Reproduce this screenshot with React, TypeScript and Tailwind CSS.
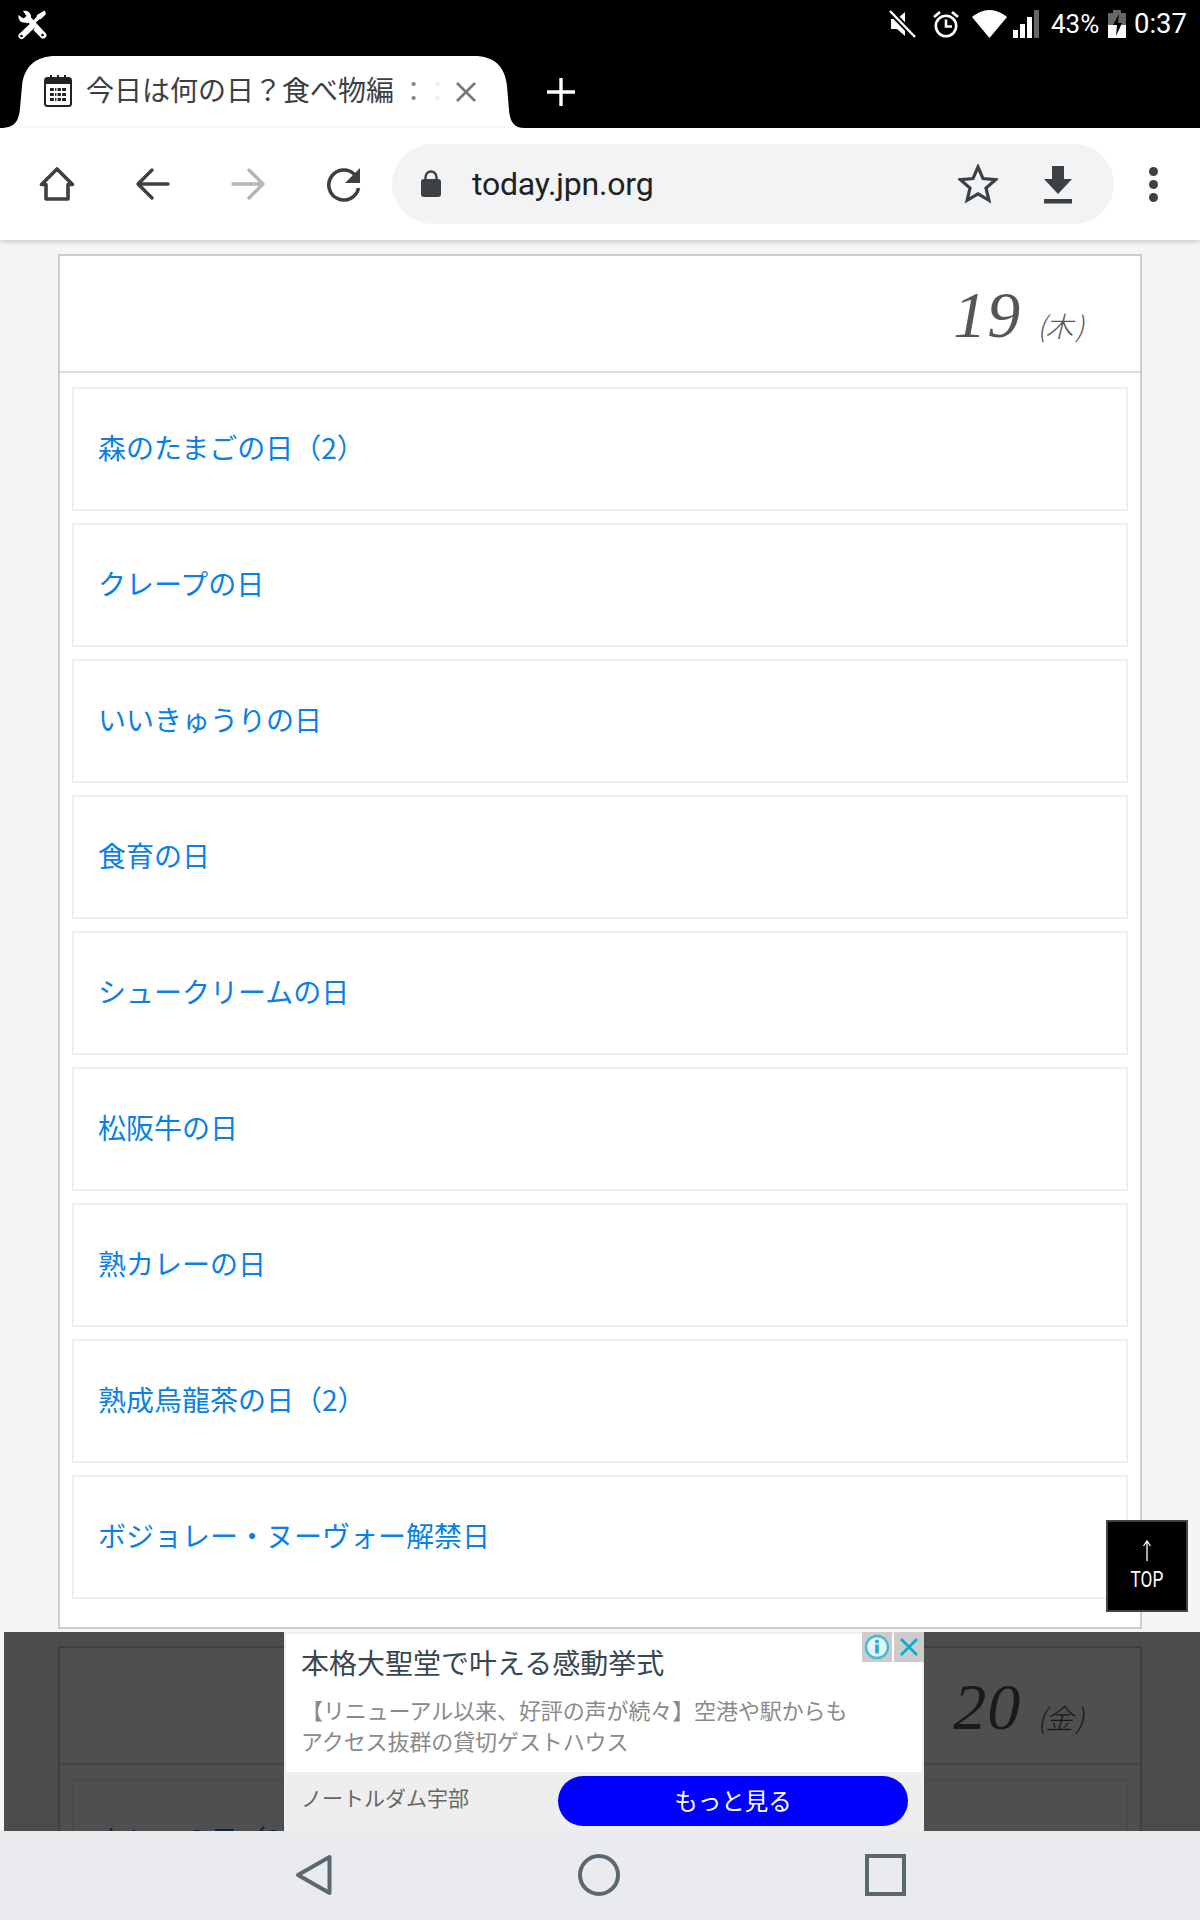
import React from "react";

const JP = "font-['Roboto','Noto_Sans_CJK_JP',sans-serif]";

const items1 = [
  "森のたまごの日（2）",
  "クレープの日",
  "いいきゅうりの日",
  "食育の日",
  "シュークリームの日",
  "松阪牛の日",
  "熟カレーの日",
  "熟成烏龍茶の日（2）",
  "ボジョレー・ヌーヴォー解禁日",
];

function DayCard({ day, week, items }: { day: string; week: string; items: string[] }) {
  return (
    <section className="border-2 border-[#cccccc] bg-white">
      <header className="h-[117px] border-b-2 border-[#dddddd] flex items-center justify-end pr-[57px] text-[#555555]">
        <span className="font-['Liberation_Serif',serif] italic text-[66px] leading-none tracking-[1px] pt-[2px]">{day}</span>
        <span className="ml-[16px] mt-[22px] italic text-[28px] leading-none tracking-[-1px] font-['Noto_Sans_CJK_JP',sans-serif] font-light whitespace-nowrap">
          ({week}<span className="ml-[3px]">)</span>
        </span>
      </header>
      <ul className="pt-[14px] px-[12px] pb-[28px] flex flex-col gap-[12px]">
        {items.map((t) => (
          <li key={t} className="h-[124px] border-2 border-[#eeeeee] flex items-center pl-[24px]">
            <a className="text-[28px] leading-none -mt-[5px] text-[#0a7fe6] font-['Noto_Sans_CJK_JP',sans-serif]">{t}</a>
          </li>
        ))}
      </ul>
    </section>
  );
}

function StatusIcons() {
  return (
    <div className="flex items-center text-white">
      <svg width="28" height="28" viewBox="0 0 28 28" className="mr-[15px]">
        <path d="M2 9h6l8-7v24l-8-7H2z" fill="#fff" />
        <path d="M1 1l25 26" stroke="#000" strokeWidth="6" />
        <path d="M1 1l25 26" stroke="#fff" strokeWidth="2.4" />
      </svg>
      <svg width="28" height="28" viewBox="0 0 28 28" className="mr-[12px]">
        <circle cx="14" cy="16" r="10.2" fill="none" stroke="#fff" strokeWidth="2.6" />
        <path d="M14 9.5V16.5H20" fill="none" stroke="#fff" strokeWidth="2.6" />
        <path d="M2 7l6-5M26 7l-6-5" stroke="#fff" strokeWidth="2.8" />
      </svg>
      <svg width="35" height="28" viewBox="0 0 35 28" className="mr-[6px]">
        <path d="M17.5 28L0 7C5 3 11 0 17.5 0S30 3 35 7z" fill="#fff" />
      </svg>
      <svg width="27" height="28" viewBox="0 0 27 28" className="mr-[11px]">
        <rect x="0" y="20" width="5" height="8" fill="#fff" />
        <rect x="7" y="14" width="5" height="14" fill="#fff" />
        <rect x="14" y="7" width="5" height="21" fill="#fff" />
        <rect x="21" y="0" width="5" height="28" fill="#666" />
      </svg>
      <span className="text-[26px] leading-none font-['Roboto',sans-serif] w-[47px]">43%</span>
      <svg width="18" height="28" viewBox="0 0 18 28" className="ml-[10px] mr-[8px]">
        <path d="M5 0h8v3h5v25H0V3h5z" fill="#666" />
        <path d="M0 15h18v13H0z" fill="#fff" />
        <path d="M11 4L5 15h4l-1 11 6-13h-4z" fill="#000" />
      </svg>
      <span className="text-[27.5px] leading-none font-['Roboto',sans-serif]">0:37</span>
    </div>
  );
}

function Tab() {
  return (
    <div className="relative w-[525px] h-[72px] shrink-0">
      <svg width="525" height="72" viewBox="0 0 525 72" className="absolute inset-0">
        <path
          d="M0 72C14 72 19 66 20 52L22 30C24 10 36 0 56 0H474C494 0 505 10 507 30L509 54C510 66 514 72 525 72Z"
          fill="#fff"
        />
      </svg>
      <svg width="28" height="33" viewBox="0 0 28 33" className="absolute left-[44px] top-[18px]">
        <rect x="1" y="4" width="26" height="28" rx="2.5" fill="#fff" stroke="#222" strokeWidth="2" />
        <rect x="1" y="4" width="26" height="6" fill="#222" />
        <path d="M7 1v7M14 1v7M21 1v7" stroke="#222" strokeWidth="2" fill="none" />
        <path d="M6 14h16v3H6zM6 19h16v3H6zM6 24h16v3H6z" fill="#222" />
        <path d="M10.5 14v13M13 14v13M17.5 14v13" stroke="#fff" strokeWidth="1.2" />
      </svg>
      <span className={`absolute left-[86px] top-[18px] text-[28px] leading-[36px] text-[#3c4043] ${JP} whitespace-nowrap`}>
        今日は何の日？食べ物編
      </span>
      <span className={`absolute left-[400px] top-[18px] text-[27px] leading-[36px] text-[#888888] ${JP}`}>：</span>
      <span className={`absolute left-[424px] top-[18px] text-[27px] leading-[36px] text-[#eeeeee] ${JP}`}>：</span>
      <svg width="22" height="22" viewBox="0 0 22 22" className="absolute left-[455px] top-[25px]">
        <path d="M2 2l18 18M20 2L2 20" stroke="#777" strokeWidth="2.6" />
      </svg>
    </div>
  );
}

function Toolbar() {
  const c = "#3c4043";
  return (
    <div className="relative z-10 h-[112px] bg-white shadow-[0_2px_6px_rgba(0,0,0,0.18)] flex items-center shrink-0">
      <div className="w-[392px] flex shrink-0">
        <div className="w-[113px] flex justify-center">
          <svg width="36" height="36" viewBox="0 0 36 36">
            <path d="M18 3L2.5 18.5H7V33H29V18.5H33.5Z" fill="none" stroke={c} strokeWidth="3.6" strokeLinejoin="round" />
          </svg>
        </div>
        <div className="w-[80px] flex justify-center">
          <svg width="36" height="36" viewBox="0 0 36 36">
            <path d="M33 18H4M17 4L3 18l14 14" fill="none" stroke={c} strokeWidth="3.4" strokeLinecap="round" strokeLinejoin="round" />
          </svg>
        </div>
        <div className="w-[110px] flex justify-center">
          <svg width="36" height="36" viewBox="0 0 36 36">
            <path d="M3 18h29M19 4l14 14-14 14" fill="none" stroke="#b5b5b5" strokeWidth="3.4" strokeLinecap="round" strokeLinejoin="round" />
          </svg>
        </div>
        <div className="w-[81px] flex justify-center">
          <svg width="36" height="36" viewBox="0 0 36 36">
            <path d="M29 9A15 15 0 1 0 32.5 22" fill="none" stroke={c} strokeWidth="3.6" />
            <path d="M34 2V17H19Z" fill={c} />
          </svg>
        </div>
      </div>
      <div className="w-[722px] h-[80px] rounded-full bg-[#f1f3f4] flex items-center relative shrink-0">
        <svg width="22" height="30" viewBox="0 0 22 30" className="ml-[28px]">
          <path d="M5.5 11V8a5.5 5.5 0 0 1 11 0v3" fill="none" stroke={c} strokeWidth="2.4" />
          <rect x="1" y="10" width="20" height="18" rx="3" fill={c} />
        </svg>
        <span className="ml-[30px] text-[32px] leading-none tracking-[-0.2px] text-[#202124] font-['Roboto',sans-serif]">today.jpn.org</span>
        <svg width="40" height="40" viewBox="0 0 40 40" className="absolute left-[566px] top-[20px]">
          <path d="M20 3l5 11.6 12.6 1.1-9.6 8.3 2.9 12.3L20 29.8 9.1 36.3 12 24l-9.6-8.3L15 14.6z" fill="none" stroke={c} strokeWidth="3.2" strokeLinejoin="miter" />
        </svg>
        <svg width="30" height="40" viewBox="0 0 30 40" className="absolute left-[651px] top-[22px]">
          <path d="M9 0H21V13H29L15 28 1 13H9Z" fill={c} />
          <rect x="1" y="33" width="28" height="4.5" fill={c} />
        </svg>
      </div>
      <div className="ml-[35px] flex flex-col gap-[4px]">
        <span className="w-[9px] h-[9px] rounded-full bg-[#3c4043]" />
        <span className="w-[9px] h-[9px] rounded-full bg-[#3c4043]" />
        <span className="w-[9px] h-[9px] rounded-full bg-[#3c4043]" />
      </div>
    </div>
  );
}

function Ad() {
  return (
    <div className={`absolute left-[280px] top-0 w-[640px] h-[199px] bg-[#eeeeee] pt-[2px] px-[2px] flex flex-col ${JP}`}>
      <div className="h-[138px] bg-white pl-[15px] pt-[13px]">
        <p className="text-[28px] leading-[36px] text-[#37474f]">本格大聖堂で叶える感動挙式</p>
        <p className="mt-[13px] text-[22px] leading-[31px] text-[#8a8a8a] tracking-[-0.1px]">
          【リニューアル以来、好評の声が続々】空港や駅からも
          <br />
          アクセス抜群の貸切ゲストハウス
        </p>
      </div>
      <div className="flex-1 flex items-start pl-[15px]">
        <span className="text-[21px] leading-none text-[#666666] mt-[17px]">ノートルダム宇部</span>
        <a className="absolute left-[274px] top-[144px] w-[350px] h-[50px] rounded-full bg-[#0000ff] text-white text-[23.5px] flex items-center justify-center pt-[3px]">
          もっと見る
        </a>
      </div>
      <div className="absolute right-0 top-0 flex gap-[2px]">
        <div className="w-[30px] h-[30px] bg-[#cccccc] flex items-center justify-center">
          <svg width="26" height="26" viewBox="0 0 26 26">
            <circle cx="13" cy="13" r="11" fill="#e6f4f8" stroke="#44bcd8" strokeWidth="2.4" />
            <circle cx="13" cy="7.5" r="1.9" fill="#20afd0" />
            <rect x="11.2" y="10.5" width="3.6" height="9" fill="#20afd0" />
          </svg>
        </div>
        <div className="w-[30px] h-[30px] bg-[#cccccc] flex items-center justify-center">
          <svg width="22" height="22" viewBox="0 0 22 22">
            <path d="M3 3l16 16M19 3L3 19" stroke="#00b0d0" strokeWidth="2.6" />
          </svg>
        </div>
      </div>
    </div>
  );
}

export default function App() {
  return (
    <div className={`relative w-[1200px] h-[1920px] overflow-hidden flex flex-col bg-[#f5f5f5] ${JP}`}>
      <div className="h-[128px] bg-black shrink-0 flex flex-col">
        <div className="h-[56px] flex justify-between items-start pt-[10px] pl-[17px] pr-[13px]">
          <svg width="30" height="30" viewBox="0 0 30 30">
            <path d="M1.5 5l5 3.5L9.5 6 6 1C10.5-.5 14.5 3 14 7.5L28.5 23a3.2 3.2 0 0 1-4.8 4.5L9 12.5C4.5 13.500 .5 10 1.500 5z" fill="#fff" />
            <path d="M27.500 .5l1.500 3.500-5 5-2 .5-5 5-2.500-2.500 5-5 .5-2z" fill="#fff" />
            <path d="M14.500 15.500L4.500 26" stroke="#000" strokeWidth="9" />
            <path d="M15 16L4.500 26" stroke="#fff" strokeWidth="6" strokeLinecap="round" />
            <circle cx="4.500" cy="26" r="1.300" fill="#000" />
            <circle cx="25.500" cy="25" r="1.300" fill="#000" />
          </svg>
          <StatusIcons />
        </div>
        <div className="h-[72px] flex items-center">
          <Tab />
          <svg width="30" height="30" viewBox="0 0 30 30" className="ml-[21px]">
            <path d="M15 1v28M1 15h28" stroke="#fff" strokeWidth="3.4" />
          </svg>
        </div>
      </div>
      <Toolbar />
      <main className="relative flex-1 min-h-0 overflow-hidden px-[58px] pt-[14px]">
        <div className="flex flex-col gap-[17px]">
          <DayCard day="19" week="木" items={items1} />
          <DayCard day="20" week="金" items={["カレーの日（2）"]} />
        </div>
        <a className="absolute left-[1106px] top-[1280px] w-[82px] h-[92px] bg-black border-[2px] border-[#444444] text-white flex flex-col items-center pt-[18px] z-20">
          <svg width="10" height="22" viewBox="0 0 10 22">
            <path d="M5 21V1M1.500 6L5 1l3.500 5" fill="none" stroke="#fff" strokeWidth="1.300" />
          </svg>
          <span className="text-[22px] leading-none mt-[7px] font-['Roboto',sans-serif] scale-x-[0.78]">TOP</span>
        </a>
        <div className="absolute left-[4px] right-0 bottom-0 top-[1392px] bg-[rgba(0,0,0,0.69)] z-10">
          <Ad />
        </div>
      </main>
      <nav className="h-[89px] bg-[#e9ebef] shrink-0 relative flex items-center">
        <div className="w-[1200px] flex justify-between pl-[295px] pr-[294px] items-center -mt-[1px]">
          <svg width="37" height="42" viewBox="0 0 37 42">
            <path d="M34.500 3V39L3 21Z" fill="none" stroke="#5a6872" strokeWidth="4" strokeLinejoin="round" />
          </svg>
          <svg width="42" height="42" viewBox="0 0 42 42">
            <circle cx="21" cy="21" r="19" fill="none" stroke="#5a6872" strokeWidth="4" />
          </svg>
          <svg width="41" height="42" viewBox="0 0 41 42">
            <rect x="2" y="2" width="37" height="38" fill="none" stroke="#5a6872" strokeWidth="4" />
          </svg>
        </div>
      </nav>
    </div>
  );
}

--------

Written request: Copy out each line in the listing that has the word "React".

Result of this exercise:
Reproduce this screenshot with React, TypeScript and Tailwind CSS.
import React from "react";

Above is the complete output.